According to Fowler’s History of Gamlingay, in 1837 the house was vacant and the following year Rev. Wilkieson sold it and part of the estate to Mr. (later Sir) William Booth, thought to be of the Booth's Gin family. In 1839 Wilkieson died, and his son William sold the remaining part of the estate to Booth. However, shortly afterwards, Booth tired of the place and moved to Paxton, near St. Neots, and in 1858 sold the house and estate by public auction. the estate became divided. 400 acres were sold to Mr. John Foster of Sandy. The remainder, with the mansion, was bought by Mr. John Harvey Astell. (Fowler, E.J. op.cit. p.9) However, the Victoria County History states that the estate had been split by 1844 with Wilkieson holding 315 acres. (C.R.O. Q/RDc 67). Rev Thomas Brown held 380 acres at the western end of Woodbury and Sir Williamson Broth held 315 acres around Old Woodbury.

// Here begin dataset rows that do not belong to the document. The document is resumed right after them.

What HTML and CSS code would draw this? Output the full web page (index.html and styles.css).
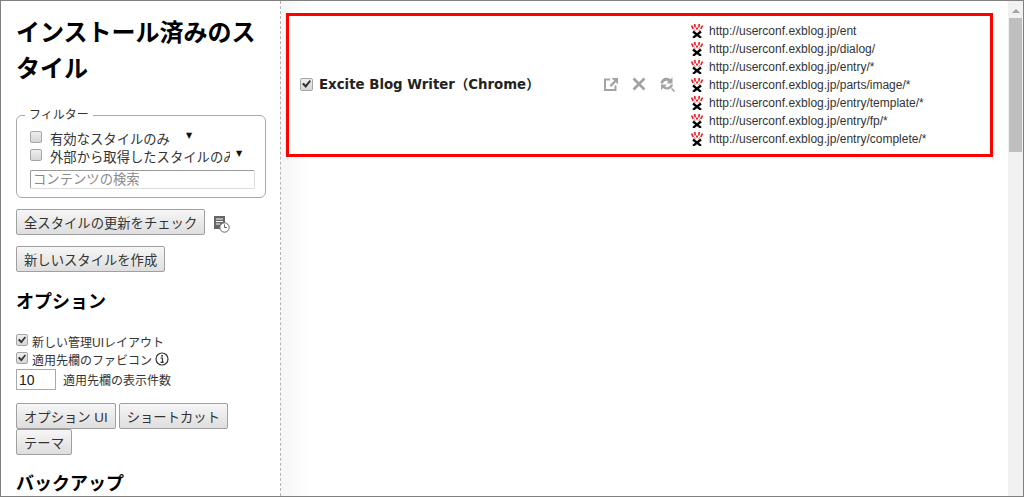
FILE: index.html
```html
<!DOCTYPE html>
<html lang="ja">
<head>
<meta charset="utf-8">
<title>Stylus</title>
<link rel="stylesheet" href="styles.css">
</head>
<body>
<svg class="defs" width="0" height="0" aria-hidden="true">
  <symbol id="fav" viewBox="0 0 14 14">
    <path d="M1.500 1.500 3.200 5M4.700 0 5.200 3.500M9.300 0 8.800 3.500M12.500 1.500 10.800 5" stroke="#f0141e" stroke-width="1.600" fill="none"/>
    <path d="M4 5.500 5.500 7M10 5.500 8.500 7" stroke="#f78f93" stroke-width="1.200" fill="none"/>
    <rect x="6" y="3.500" width="2" height="2" fill="#ee1c25"/>
    <path d="M3 7.500 11 13.800M11 7.500 3 13.800" stroke="#000" stroke-width="2.300" fill="none"/>
    <rect x="5.400" y="9" width="3.200" height="3" fill="#000"/>
  </symbol>
</svg>
<div class="window">
  <aside class="sidebar">
    <h1>インストール済みのスタイル</h1>
    <fieldset class="filters">
      <legend>フィルター</legend>
      <div class="filter-row">
        <input type="checkbox" class="check">
        <span class="filter-label">有効なスタイルのみ</span>
        <span class="caret caret-far">▼</span>
      </div>
      <div class="filter-row">
        <input type="checkbox" class="check">
        <span class="filter-label">外部から取得したスタイルのみ</span>
        <span class="caret">▼</span>
      </div>
      <input type="text" class="search" placeholder="コンテンツの検索">
    </fieldset>
    <div class="btn-line">
      <button class="btn">全スタイルの更新をチェック</button>
      <svg class="history" width="16" height="17" viewBox="0 0 16 17">
        <rect x="0" y="0" width="11" height="13" fill="#666"/>
        <path d="M2 3h7M2 5.500h7M2 8h4" stroke="#fff" stroke-width="1"/>
        <circle cx="10.500" cy="11.500" r="4.700" fill="#fff" stroke="#666" stroke-width="1"/>
        <path d="M10.500 8.500v3h2.500" fill="none" stroke="#666" stroke-width="1"/>
      </svg>
    </div>
    <div class="btn-line">
      <button class="btn">新しいスタイルを作成</button>
    </div>
    <h2 class="options-title">オプション</h2>
    <label class="opt first-opt"><input type="checkbox" class="check small" checked>新しい管理UIレイアウト</label>
    <label class="opt"><input type="checkbox" class="check small" checked>適用先欄のファビコン
      <svg class="info" width="14" height="14" viewBox="0 0 14 14">
        <circle cx="7" cy="7" r="6" fill="none" stroke="#333" stroke-width="1.200"/>
        <rect x="6.200" y="3" width="1.600" height="1.700" fill="#333"/>
        <path d="M5.500 6h2v4h1M5.500 10.300h3.200" fill="none" stroke="#333" stroke-width="1.200"/>
      </svg>
    </label>
    <div class="number-row">
      <input type="text" class="number" value="10">
      <span>適用先欄の表示件数</span>
    </div>
    <div class="btn-wrap">
      <button class="btn">オプション UI</button>
      <button class="btn">ショートカット</button>
      <button class="btn">テーマ</button>
    </div>
    <h2 class="backup-title">バックアップ</h2>
  </aside>
  <main class="content">
    <section class="entry">
      <input type="checkbox" class="check entry-check" checked>
      <span class="entry-name">Excite Blog Writer（Chrome）</span>
      <div class="actions">
        <svg width="16" height="16" viewBox="0 0 16 16"><path d="M7 3.500H2V14H12.500V9.500" fill="none" stroke="#a3a3a3" stroke-width="2"/><path d="M8.500 2H15V8.500L12.800 6.300 8.200 10.900 6.600 9.300 11.200 4.700z" fill="#a3a3a3"/></svg>
        <svg width="16" height="16" viewBox="0 0 16 16"><path d="M2.500 2.500l11 11M13.500 2.500l-11 11" stroke="#a3a3a3" stroke-width="2.800" fill="none"/></svg>
        <svg width="16" height="16" viewBox="0 0 16 16"><path d="M1.500 7.500C2 3.500 5 1.500 8 1.800c1.500.2 2.500.8 3.300 1.500L13.500 1.500V7.500H7.500l2-2C8 4.200 5 4.500 4 7.500z" fill="#a3a3a3"/><path d="M14 8.500c-.5 3.700-3.500 5.200-6.500 5-1.500-.2-2.500-.8-3.300-1.500L2 14V8.500H8l-2 1.800C7.500 11.800 10.500 11.500 11.500 8.500z" fill="#a3a3a3"/><path d="M12.500 12.500l3 3" stroke="#a3a3a3" stroke-width="1.600"/></svg>
      </div>
      <ul class="targets">
        <li><svg class="favicon"><use href="#fav"/></svg>http://userconf.exblog.jp/ent</li>
        <li><svg class="favicon"><use href="#fav"/></svg>http://userconf.exblog.jp/dialog/</li>
        <li><svg class="favicon"><use href="#fav"/></svg>http://userconf.exblog.jp/entry/*</li>
        <li><svg class="favicon"><use href="#fav"/></svg>http://userconf.exblog.jp/parts/image/*</li>
        <li><svg class="favicon"><use href="#fav"/></svg>http://userconf.exblog.jp/entry/template/*</li>
        <li><svg class="favicon"><use href="#fav"/></svg>http://userconf.exblog.jp/entry/fp/*</li>
        <li><svg class="favicon"><use href="#fav"/></svg>http://userconf.exblog.jp/entry/complete/*</li>
      </ul>
    </section>
  </main>
  <div class="scrollbar">
    <span class="arrow"></span>
    <span class="thumb"></span>
  </div>
</div>
</body>
</html>
```
FILE: styles.css
```css
* { box-sizing: border-box; }
html, body { margin: 0; height: 100%; overflow: hidden; }
body {
  font-family: "Liberation Sans", "Noto Sans CJK JP", sans-serif;
  font-size: 13.33px;
  color: #222;
  background: #fff;
}
.defs { position: absolute; }
.window {
  display: flex;
  height: 497px;
  border: 1px solid #808080;
}
.sidebar {
  width: 280px;
  flex: none;
  padding: 0 15px;
  overflow: hidden;
  border-right: 1px dashed #b4b4b4;
  background: #fff;
}
h1 {
  margin: 14px 0 0;
  font-size: 24px;
  line-height: 36px;
  font-weight: bold;
  color: #000;
  width: 245px;
}
.filters {
  margin: 21px 0 0;
  padding: 7px 10px 4px 13px;
  width: 249px;
  height: 90px;
  border: 1px solid #a9a9a9;
  border-radius: 6px;
}
legend { padding: 0 4px; margin-left: -5px; line-height: 14px; font-size: 12px; color: #333; }
.filter-row {
  display: flex;
  align-items: center;
  height: 18px;
}
.check {
  appearance: none;
  -webkit-appearance: none;
  margin: 0;
  width: 12px;
  height: 12px;
  flex: none;
  border: 1px solid #a6a6a6;
  border-radius: 2px;
  background: linear-gradient(#eeeeee, #d6d6d6);
  position: relative;
}
.check:checked::after {
  content: "";
  position: absolute;
  inset: 1px;
  background: #333;
  clip-path: polygon(0 50%, 20% 35%, 40% 58%, 85% 5%, 100% 20%, 42% 95%);
}
.filter-row .check { margin-top: -2px; }
.filter-label {
  margin-left: 8px;
  max-width: 180px;
  overflow: hidden;
  white-space: nowrap;
  color: #333;
}
.caret {
  font-family: "DejaVu Sans", sans-serif;
  font-size: 8px;
  color: #111;
  margin: -5px 0 0 6px;
}
.caret-far { margin-left: 16px; }
.search {
  display: block;
  width: 225px;
  height: 19px;
  margin-top: 5px;
  padding: 0 2px;
  border: 1px solid #dcdcdc;
  border-top-color: #9a9a9a;
  border-left-color: #9a9a9a;
  border-radius: 2px;
  font: inherit;
  background: #fff;
}
.search::placeholder { color: #8a8a8a; opacity: 1; }
.btn {
  font: inherit;
  height: 26px;
  padding: 0 7px;
  border: 1px solid #a0a0a0;
  border-radius: 2px;
  background: linear-gradient(#f6f6f6, #dedede);
  color: #333;
  white-space: nowrap;
}
.btn-line { display: flex; align-items: center; margin-top: 11px; }
.history { margin: 4px 0 0 9px; }
h2 {
  margin: 0;
  font-size: 18px;
  font-weight: bold;
  color: #000;
  line-height: 26px;
}
.options-title { margin-top: 17px; }
.opt {
  display: flex;
  align-items: center;
  height: 18px;
  font-size: 12px;
  color: #333;
}
.first-opt { margin-top: 17px; }
.check.small { margin: -2px 4px 0 0; }
.info { margin-left: 3px; }
.number-row {
  display: flex;
  align-items: center;
  margin-top: 1px;
  font-size: 12px;
  color: #333;
}
.number {
  width: 40px;
  height: 21px;
  padding: 0 2px;
  border: 1px solid #a9a9a9;
  font: 14px "Liberation Sans", sans-serif;
  color: #222;
}
.number-row span { margin-left: 7px; }
.btn-wrap { display: flex; flex-wrap: wrap; gap: 0 3px; margin-top: 13px; width: 245px; }
.backup-title { margin-top: 16px; }
.content {
  flex: 1;
  min-width: 0;
  padding: 12px 15px 0 5px;
  background: linear-gradient(to right, #f6f6f6, #fff 30px);
}
.entry {
  display: flex;
  align-items: center;
  height: 144px;
  border: 3px solid #f00;
  background: #fff;
  padding-left: 11px;
}
.entry-check { width: 13px; height: 13px; margin-top: -2px; }
.entry-name {
  margin: -3px 0 0 6px;
  width: 284px;
  font-size: 13.33px;
  font-weight: bold;
  font-family: "DejaVu Sans", "Noto Sans CJK JP", sans-serif;
  color: #222;
  white-space: nowrap;
}
.actions { display: flex; gap: 12px; width: 87px; margin-top: -2px; }
.targets { list-style: none; margin: 0; padding: 0; }
.targets li {
  display: flex;
  align-items: center;
  height: 18px;
  font-size: 12px;
  color: #333;
}
.favicon { width: 14px; height: 14px; margin-right: 5px; flex: none; }
.scrollbar {
  width: 15px;
  flex: none;
  background: #f1f1f1;
  display: flex;
  flex-direction: column;
  align-items: center;
}
.arrow {
  margin-top: 8px;
  border: 4px solid transparent;
  border-top: 0;
  border-bottom: 4px solid #a3a3a3;
  width: 0;
}
.thumb {
  width: 13px;
  height: 134px;
  margin-top: 5px;
  background: #bfbfbf;
}
```
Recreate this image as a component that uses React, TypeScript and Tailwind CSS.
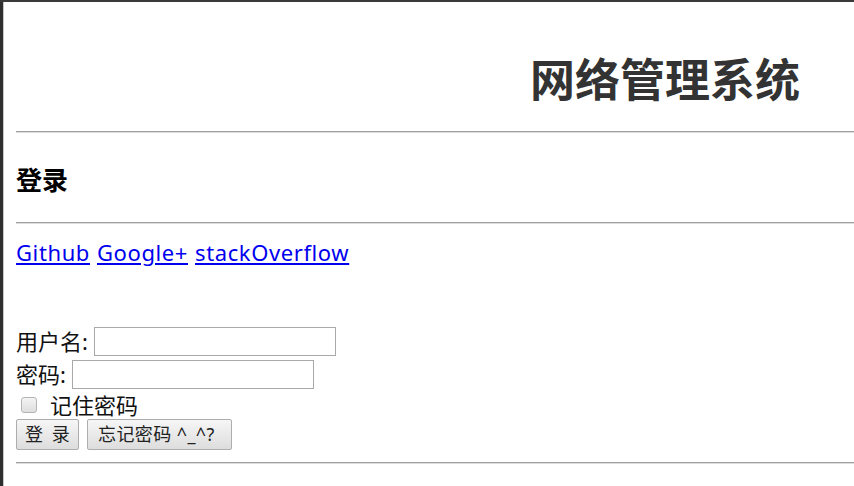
import React from "react";

export default function App() {
  const font = { fontFamily: '"Noto Sans", "Noto Sans CJK SC", sans-serif' };
  return (
    <div
      className="w-[854px] h-[486px] overflow-hidden bg-white border-t-2 border-t-[#3a3a3a] flex"
      style={font}
    >
      <div className="w-[3px] bg-[#2e2e2e] shrink-0" />
      <div className="w-[1px] bg-[#c8c8c8] shrink-0" />
      <div className="flex-1 flex flex-col pl-[12px]">
        <div className="h-[129px] pt-[25px] flex items-center justify-end pr-[54px]">
          <h1 className="text-[45px] font-bold text-[#333] leading-none">网络管理系统</h1>
        </div>
        <div className="h-[2px] border-t border-t-[#a0a0a0] border-b border-b-[#dcdcdc]" />
        <div className="h-[89px] pt-[5px] flex items-center">
          <h3 className="text-[26px] font-bold text-black leading-none">登录</h3>
        </div>
        <div className="h-[2px] border-t border-t-[#a0a0a0] border-b border-b-[#dcdcdc]" />
        <div className="mt-[16px] h-[24px] flex items-center gap-[7px] text-[22px] leading-[24px] tracking-[0.6px]">
          <a href="#" className="text-[#0000ee] underline">Github</a>
          <a href="#" className="text-[#0000ee] underline">Google+</a>
          <a href="#" className="text-[#0000ee] underline">stackOverflow</a>
        </div>
        <div className="mt-[63px] h-[29px] flex items-center gap-[6px] text-[22px] text-[#111]">
          <span>用户名:</span>
          <input className="w-[242px] h-[29px] border border-[#a9a9a9] bg-white" />
        </div>
        <div className="mt-[4px] h-[29px] flex items-center gap-[6px] text-[22px] text-[#111]">
          <span>密码:</span>
          <input type="password" className="w-[242px] h-[29px] border border-[#a9a9a9] bg-white" />
        </div>
        <div className="mt-[2px] h-[28px] flex items-center text-[22px] text-[#111]">
          <span className="ml-[5px] w-[16px] h-[16px] rounded-[3px] border border-[#b4b4b4] bg-gradient-to-b from-[#f4f4f4] to-[#dedede]" />
          <span className="ml-[13px]">记住密码</span>
        </div>
        <div className="h-[31px] flex items-center gap-[8px]">
          <button className="w-[63px] h-[31px] flex items-center justify-start pl-[8px] border border-[#adadad] rounded-[2px] bg-gradient-to-b from-[#f6f6f6] to-[#dddddd] text-[18px] text-[#222]">
            <span className="tracking-[2px]">登 录</span>
          </button>
          <button className="w-[145px] h-[31px] flex items-center justify-start pl-[10px] border border-[#adadad] rounded-[2px] bg-gradient-to-b from-[#f6f6f6] to-[#dddddd] text-[18px] text-[#222]">
            <span className="whitespace-nowrap tracking-[0.4px]">忘记密码 ^_^?</span>
          </button>
        </div>
        <div className="mt-[12px] h-[2px] border-t border-t-[#a0a0a0] border-b border-b-[#dcdcdc]" />
      </div>
    </div>
  );
}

Following the passing of the parish Enclosure Act in 1844 Rev. Wilkieson arranged the construction of sixty houses in fourteen blocks which became known as the Colony (TL 215513). They were completed by about 1850 on two parcels of land about 61 acres in extent (Gardner’s Directory 1844, p.328; CCRO. Q/RDc 67) The bricks were most likely from the local brickworks to the east and slates brought in from Wales. The general architectural style was gothic with “rusticated openings and cast-iron casements. Many of the buildings have been modified or enlarged and the original holdings can no longer be identified. The block closest to Woodbury Hall were built to a superior specification or white brick, carstone and thatched roofs. (RCHM, p.109-110)

By 1858 Broth held 457 acres in Gamlingay and Everton which he sold to Mr Beadell. (C.U.L. Maps. ) The Astell family had been living in Everton House since 1713 but it had fallen into such a serious state of disrepair that Clare College refused to renew the lease when it expired in 1850. They moved into Woodbury Hall in 1860. (Family documents in possession of Lady Errol) Most of the old house was demolished. The only remaining part is the old stable block which became known as Park Farm. The front lawns reverted to agricultural use and in the 1960s a private housing estate was built on the site. It was appropriately called The Lawns.

Many alterations were made to the house and gardens of Woodbury Hall. A water-driven corn-mill was erected in one of the buildings in 1858. (R.C. H. M. Cambs. i, p.110) There was a period of expansion and modernisation during the second half of the 19th century. In 1868 the gardener's cottage was built and in 1884 the new buildings at Storey's Farm were constructed. After J.H. Astell died on January 17th 1887 the estate passed to his son William Harvey Astell. He died in 1895 leaving a widow and three children, Ison and two daughters, all minors. His widow married Lord de Lisle and Dudley and the three Astell children were brought up at Penshurst Place in Kent.

She leased out the Woodbury estate for 18 years, during which time it had four tenants. When the lease expired in 1926, Richard John Vereker Astell, took possession when he was 35. When he was 21 he had sold various parts of the Heath and some of its cottages to raise cash. The house and land were requisitioned during the 1939-45 war and it was occupied initially by evacuees from the bombing of the cities, then troops from Dunkirk and finally by various units of the RAF, Artillery and Engineers. With the construction of the secret airfield at Tempsford the tree-lined avenue from Everton Church to Story Farm was uprooted to allow the planes an easier take off over the top of the Greensand Ridge. Opposite the house was built an Engineer Store as well as a prisoner of war camp. On 3rd June 1944 there was a serious fire in the house. How it happened has never been explained but it destroyed the south end of the house as well as the roof. Interestingly, the army de-requisitioned the house the next day. Locals suggest that it was to avoid paying any more rent.

After the war repairs and rebuilding started in about 1951/2 during which time the house was redesigned. The south end was turned into a courtyard and the whole second floor was taken off. As a result the views over the Bedford Plain would have been dramatically reduced. The interior was also reconstructed by Basil Spence. He was also the architect who built Coventry Cathedral and the multi-storey blocks of flats that dominated inner cities during the 1960s and 70s. Richard Astell and his wife reoccupied the house in 1955. He died in 1969, leaving the estate in the possession of his widow, Lady Astell, who died in 1994. (Notes of Major Wills, Everton Heath.)

Her niece, Isabelle, took over the estate with her husband Lord Erroll and the Hall was considerably refurbished during the late-1990s.